Coming into this season, the Tribe were not the clear favorites to win our division. The Kansas City Royals, fresh off their World Series win, were seen as contending favorites. What’s worse was that the Chicago White Sox and the Detroit Tigers added some armaments in the offseason and the Minnesota Twins were expected to take the next step forward. So right off the bat, the Indians had some competition on their hands. Still, even with the tough opponents in our division, we also were not without improvements.
After treading some water for several seasons being a .500 ball club, it was time to take it to the next level. The way the Indians were going to do this was by bringing in several key position players to bolster the lineup, continue to develop the rising stars on the team, and supplement the bullpen with an influx of arms. All three of these plans worked flawlessly.
Key veteran leaders were missing from the squad, so during the offseason, the Indians brought in Mike Napoli and Rajai Davis. Both players were still capable of playing quality baseball while providing the additional leadership we needed to be a successful ballclub. What we witnessed was way more than I think anyone bargained for. The party started with Napoli, who, at 34 years of age, smashed his career high in at-bats, runs, hits, and homers. And I mean SMASHED. With 34 homeruns, tied for first on the team with Carlos Santana, was ten more than his career number set in 2012 with the Texas Rangers. Then, there’s the story of Rajai Davis. At the age of 35, you wouldn’t think someone could run as well as they did when they were, say, 25. Well, you’d be wrong. Not only did Davis create highlight-reel catches and contributed on offense, he lead the entire American League with 43 stolen bases. Not too shabby.
Our bullpen might be the strongest it’s ever been. While it looks a little different than when we started the year (Trevor Bauer is now starting, Joba Chamberlin and Ross Detwiler are no longer with the team), the bullpen is even stronger than ever. Two words: Miller time. A blockbuster trade deadline deal with the New York Yankees sent arguably the best reliever in all of baseball to the Indians to transform our pen into one of the deadliest today. The core of the pen is a well-oiled machined.

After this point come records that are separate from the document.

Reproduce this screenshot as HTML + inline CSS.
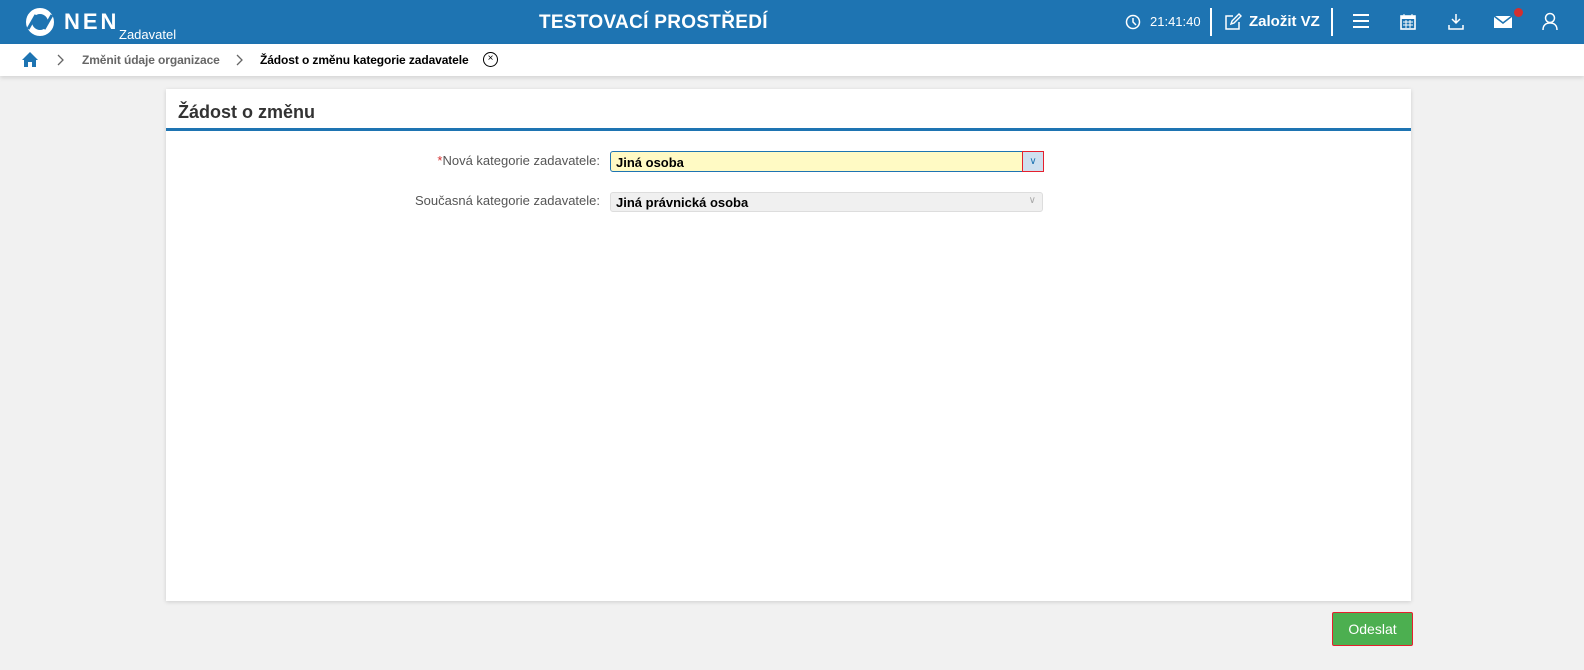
<!DOCTYPE html>
<html><head><meta charset="utf-8"><style>
*{box-sizing:border-box;margin:0;padding:0}
body{width:1584px;height:670px;background:#f1f1f1;font-family:"Liberation Sans",sans-serif;position:relative;overflow:hidden}
.top{position:absolute;left:0;top:0;width:1584px;height:44px;background:#1e74b2;color:#fff}
.bc{position:absolute;left:0;top:44px;width:1584px;height:32px;background:#fff;box-shadow:0 2px 4px rgba(0,0,0,.12)}
.abs{position:absolute;white-space:nowrap}
.card{position:absolute;left:166px;top:89px;width:1245px;height:512px;background:#fff;box-shadow:0 1px 4px rgba(0,0,0,.15)}
</style></head><body>
<div class="top">
 <svg class="abs" style="left:24px;top:7px" width="32" height="30" viewBox="0 0 32 30"><circle cx="16" cy="15" r="11" fill="none" stroke="#fff" stroke-width="6"/><path d="M4 22 L12 8" stroke="#1e74b2" stroke-width="3"/><path d="M20 22 L28 8" stroke="#1e74b2" stroke-width="3"/></svg>
 <div class="abs" style="left:64px;top:9px;font-size:22px;font-weight:bold;letter-spacing:3px">NEN</div>
 <div class="abs" style="left:119px;top:27px;font-size:13px">Zadavatel</div>
 <div class="abs" style="left:539px;top:12px;font-size:19px;font-weight:bold;letter-spacing:0.3px">TESTOVACÍ PROSTŘEDÍ</div>
 <svg class="abs" style="left:1125px;top:14px" width="16" height="16"><circle cx="8" cy="8" r="6.5" fill="none" stroke="#fff" stroke-width="1.5"/><path d="M8 4v4l3 3" stroke="#fff" stroke-width="1.5" fill="none"/></svg>
 <div class="abs" style="left:1150px;top:14px;font-size:13px">21:41:40</div>
 <div class="abs" style="left:1210px;top:8px;width:2px;height:28px;background:#fff"></div>
 <svg class="abs" style="left:1224px;top:13px" width="18" height="18"><path d="M9 3H2v13h13V9" stroke="#fff" stroke-width="1.5" fill="none"/><path d="M7 11l1-3 7-7 2 2-7 7z" stroke="#fff" stroke-width="1.4" fill="none"/></svg>
 <div class="abs" style="left:1249px;top:13px;font-size:15px;font-weight:bold">Založit VZ</div>
 <div class="abs" style="left:1331px;top:8px;width:2px;height:28px;background:#fff"></div>
 <div class="abs" style="left:1353px;top:14px;width:16px;height:2px;background:#fff;box-shadow:0 6px 0 #fff,0 12px 0 #fff"></div>
 <svg class="abs" style="left:1400px;top:13px" width="16" height="17"><rect x="1" y="3" width="14" height="13" fill="none" stroke="#fff" stroke-width="1.6"/><rect x="1" y="3" width="14" height="3" fill="#fff"/><path d="M4 1v3M12 1v3M3 9h10M3 12h10M6 7v8M10 7v8" stroke="#fff"/></svg>
 <svg class="abs" style="left:1447px;top:13px" width="18" height="18"><path d="M9 1v9M5 6l4 4 4-4M2 12v4h14v-4" stroke="#fff" stroke-width="1.5" fill="none"/></svg>
 <svg class="abs" style="left:1494px;top:15px" width="18" height="14"><rect x="0" y="1" width="18" height="12" fill="#fff"/><path d="M0 1l9 7 9-7" stroke="#1e74b2" stroke-width="1.5" fill="none"/></svg>
 <div class="abs" style="left:1514px;top:8px;width:9px;height:9px;border-radius:50%;background:#d32f2f"></div>
 <svg class="abs" style="left:1542px;top:12px" width="16" height="19"><circle cx="8" cy="6" r="4.5" fill="none" stroke="#fff" stroke-width="1.5"/><path d="M1 18c0-5 3-7 7-7s7 2 7 7" fill="none" stroke="#fff" stroke-width="1.5"/></svg>
</div>
<div class="bc">
 <svg class="abs" style="left:21px;top:7px" width="18" height="17"><path d="M9 1L1 9h2v7h4v-5h4v5h4V9h2z" fill="#1e74b2"/></svg>
 <svg class="abs" style="left:57px;top:10px" width="8" height="12"><path d="M1 1l5 5-5 5" stroke="#666" fill="none" stroke-width="1.3"/></svg>
 <div class="abs" style="left:82px;top:9px;color:#666;font-size:12px;font-weight:bold;letter-spacing:-0.1px">Změnit údaje organizace</div>
 <svg class="abs" style="left:236px;top:10px" width="8" height="12"><path d="M1 1l5 5-5 5" stroke="#666" fill="none" stroke-width="1.3"/></svg>
 <div class="abs" style="left:260px;top:9px;color:#000;font-size:12px;font-weight:bold;letter-spacing:-0.1px">Žádost o změnu kategorie zadavatele</div>
 <div class="abs" style="left:483px;top:8px;width:15px;height:15px;border:1.5px solid #000;border-radius:50%;font-size:10px;line-height:12px;text-align:center">×</div>
</div>
<div class="card">
 <div class="abs" style="left:12px;top:13px;font-size:18px;font-weight:bold;color:#333">Žádost o změnu</div>
 <div class="abs" style="left:0;top:39px;width:1245px;height:3px;background:#1e74b2"></div>
 <div class="abs" style="left:0;top:64px;width:434px;text-align:right;font-size:13px;color:#555"><span style="color:#d32f2f">*</span>Nová kategorie zadavatele:</div>
 <div class="abs" style="left:444px;top:62px;width:434px;height:21px;background:#fffac4;border:1px solid #1e74b2;border-radius:3px;font-size:13px;font-weight:bold;padding:3px 5px">Jiná osoba</div>
 <div class="abs" style="left:856px;top:62px;width:22px;height:21px;border:1px solid #e5202e;background:#cfe0ef;color:#1e74b2;font-size:10px;text-align:center;line-height:19px">∨</div>
 <div class="abs" style="left:0;top:104px;width:434px;text-align:right;font-size:13px;color:#555">Současná kategorie zadavatele:</div>
 <div class="abs" style="left:444px;top:103px;width:433px;height:20px;background:#f0f0f0;border:1px solid #ddd;border-radius:3px;font-size:13px;font-weight:bold;padding:2px 5px">Jiná právnická osoba<span style="position:absolute;right:6px;top:2px;color:#aaa;font-weight:normal;font-size:10px">∨</span></div>
</div>
<div class="abs" style="left:1332px;top:612px;width:81px;height:34px;background:#4caf50;border:1px solid #e5202e;border-radius:2px;color:#fff;font-size:14px;text-align:center;line-height:32px">Odeslat</div>
</body></html>
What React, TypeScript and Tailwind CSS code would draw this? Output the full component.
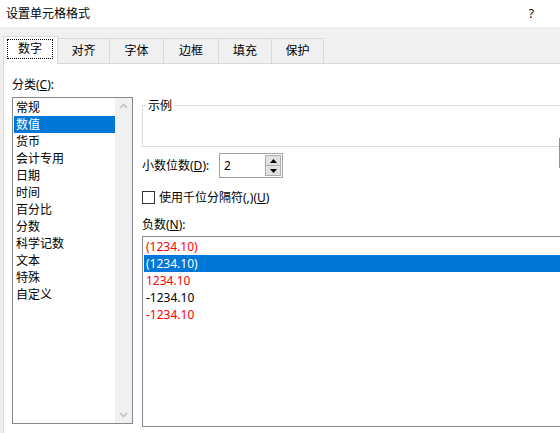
import React from 'react';

const categories = ['常规', '数值', '货币', '会计专用', '日期', '时间', '百分比', '分数', '科学记数', '文本', '特殊', '自定义'];

const negatives = [
  { text: '(1234.10)', red: true },
  { text: '(1234.10)', red: false },
  { text: '1234.10', red: true },
  { text: '-1234.10', red: false },
  { text: '-1234.10', red: true },
];

const tabs = [
  { label: '对齐', w: 'w-[52px]' },
  { label: '字体', w: 'w-[54px]' },
  { label: '边框', w: 'w-[55px]' },
  { label: '填充', w: 'w-[53px]' },
  { label: '保护', w: 'w-[52px]' },
];

function Chevron({ up }: { up?: boolean }) {
  return (
    <svg width="9" height="6" viewBox="0 0 9 6" className="text-[#c2c2c2]">
      <path d={up ? 'M1 5 L4.5 1.5 L8 5' : 'M1 1 L4.5 4.5 L8 1'} fill="none" stroke="currentColor" strokeWidth="1.6" />
    </svg>
  );
}

export default function App() {
  return (
    <div className="relative w-[560px] h-[433px] overflow-hidden bg-white flex flex-col font-['Noto_Sans','Noto_Sans_CJK_SC',sans-serif] text-[12px] text-black">
      <div className="h-[27px] shrink-0 flex items-center justify-between pl-[6px] pr-[26px] pt-[1px]">
        <span>设置单元格格式</span>
        <span>?</span>
      </div>

      <div className="flex-1 min-h-0 bg-[#f0f0f0] pl-[3px] pt-[9px] flex flex-col">
        <div className="flex items-end h-[27px] shrink-0">
          <div className="relative z-10 -mb-px h-[28px] w-[55px] bg-white border border-b-0 border-[#d9d9d9] flex items-start justify-start pt-[2px] pl-[3px]">
            <span className="w-[46px] h-[20px] border border-dotted border-black flex items-center justify-center">数字</span>
          </div>
          {tabs.map((t) => (
            <div key={t.label} className={`${t.w} h-[25px] border-t border-r border-[#d9d9d9] flex items-center justify-center`}>
              {t.label}
            </div>
          ))}
        </div>

        <div className="flex-1 min-h-0 bg-white border-t border-l border-[#d9d9d9] flex pl-[8px]">
          {/* left column */}
          <div className="flex flex-col pt-[12px]">
            <div className="h-[17px] leading-[17px]">
              分类(<span className="underline">C</span>):
            </div>
            <div className="mt-[4px] w-[121px] h-[327px] border border-[#828790] flex">
              <div className="flex-1 pt-px pl-px">
                {categories.map((c) => (
                  <div
                    key={c}
                    className={c === '数值' ? 'h-[17px] leading-[17px] pl-[2px] bg-[#0078d7] text-white' : 'h-[17px] leading-[17px] pl-[2px]'}
                  >
                    {c}
                  </div>
                ))}
              </div>
              <div className="w-[17px] bg-[#f0f0f0] flex flex-col justify-between items-center py-[5px]">
                <Chevron up />
                <Chevron />
              </div>
            </div>
          </div>

          {/* right column */}
          <div className="ml-[9px] flex flex-col pt-[41px]">
            <div className="relative w-[430px] h-[42px] border border-[#dcdcdc]">
              <span className="absolute -top-[9px] left-[3px] bg-white px-[2px] leading-[17px]">示例</span>
            </div>

            <div className="mt-[6px] h-[25px] flex items-center">
              <span className="w-[77px]">
                小数位数(<span className="underline">D</span>):
              </span>
              <div className="w-[64px] h-[25px] border border-[#a0a0a0] flex items-center justify-between pl-[4px] pr-px">
                <span>2</span>
                <div className="flex flex-col w-[16px] h-[21px]">
                  <div className="flex-1 bg-[#e1e1e1] border border-[#adadad] flex items-center justify-center">
                    <svg width="7" height="4" viewBox="0 0 7 4"><path d="M0 4 L3.5 0 L7 4 Z" fill="#000" /></svg>
                  </div>
                  <div className="flex-1 bg-[#e1e1e1] border border-t-0 border-[#adadad] flex items-center justify-center">
                    <svg width="7" height="4" viewBox="0 0 7 4"><path d="M0 0 L3.5 4 L7 0 Z" fill="#000" /></svg>
                  </div>
                </div>
              </div>
            </div>

            <div className="mt-[11px] h-[17px] flex items-center gap-[4px]">
              <span className="w-[13px] h-[13px] border border-[#333333] bg-white" />
              <span>
                使用千位分隔符(,)(<span className="underline">U</span>)
              </span>
            </div>

            <div className="mt-[10px] h-[17px] leading-[17px]">
              负数(<span className="underline">N</span>):
            </div>
            <div className="mt-[3px] w-[430px] h-[191px] border border-[#828790] pt-px pl-px">
              {negatives.map((n, i) => (
                <div
                  key={i}
                  className={
                    i === 1
                      ? 'h-[17px] leading-[17px] pl-[2px] bg-[#0078d7] text-white'
                      : n.red
                      ? 'h-[17px] leading-[17px] pl-[2px] text-[#ff0000]'
                      : 'h-[17px] leading-[17px] pl-[2px]'
                  }
                >
                  {n.text}
                </div>
              ))}
            </div>
          </div>
        </div>
      </div>

      <div className="absolute right-0 top-[138px] w-px h-[30px] bg-[#df6a9b]" />
    </div>
  );
}
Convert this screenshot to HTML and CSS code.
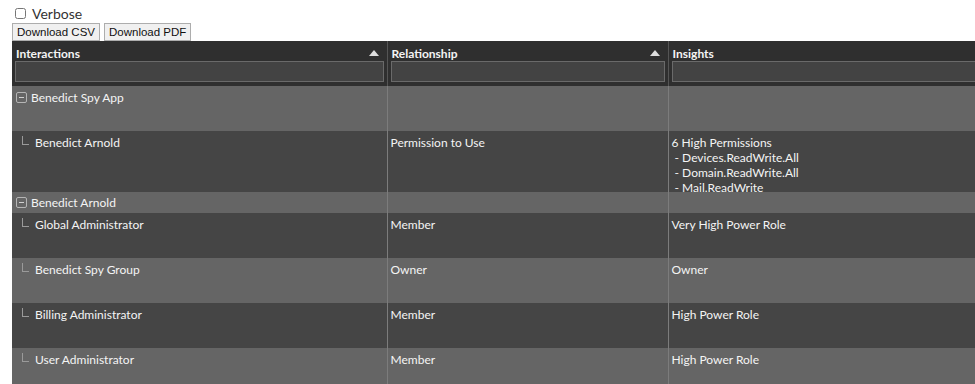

Miller and Cody Allen close out the games, Jeff Manship, Dan Otero, Bryan Shaw and Zach McAllister are there for restoring order. If a team is lucky enough to get past our starters, they run into this gauntlet of doom.
Right off the bat you can tell this season was going to be special. A strong start to the season and several sweeps of the Detroit Tigers in, you knew the Indians were for real. We never seemed to lose more than three games consecutively. In fact, we didn’t! The only team this season to not lose four consecutive games were our boys We had a firm grip on the division lead for the majority of the season and to reward the team, the front office acquired pieces for a deep post season run. Andrew Miller, Brandon Guyer, and Coco Crisp were all traded for to bolster the post season roster. All have done exactly that.
Now is the real test: the Chicago Cubs. A team that has not been to the World Series since 1945 and a team that has not won a title in anyone’s lifetime. They are looking to finally end their drought and shed their negative image that has plagued them for over a century. We are also looking to end a drought. We are looking to win our first World Series since 1948. We are looking to avenge the fallen Indians teams of the 1990’s. We are looking to entrench our legacy upon Major League Baseball. This is not a series of animosity like what the Cavaliers had with the Warriors. This is an opponent we all have incredible respect for and are happy for their success. We would cheer for them any other year. But this year… this year belongs to the Cleveland Indians. I see the Cubs and I see a similar team to the Blue Jays: a high powered offense with a few respectable starters. We can take them. We can win the World Series and usher in a new era for the city’s oldest professional sports team. This is baseball’s battle of the century, quite literally. We will not fail.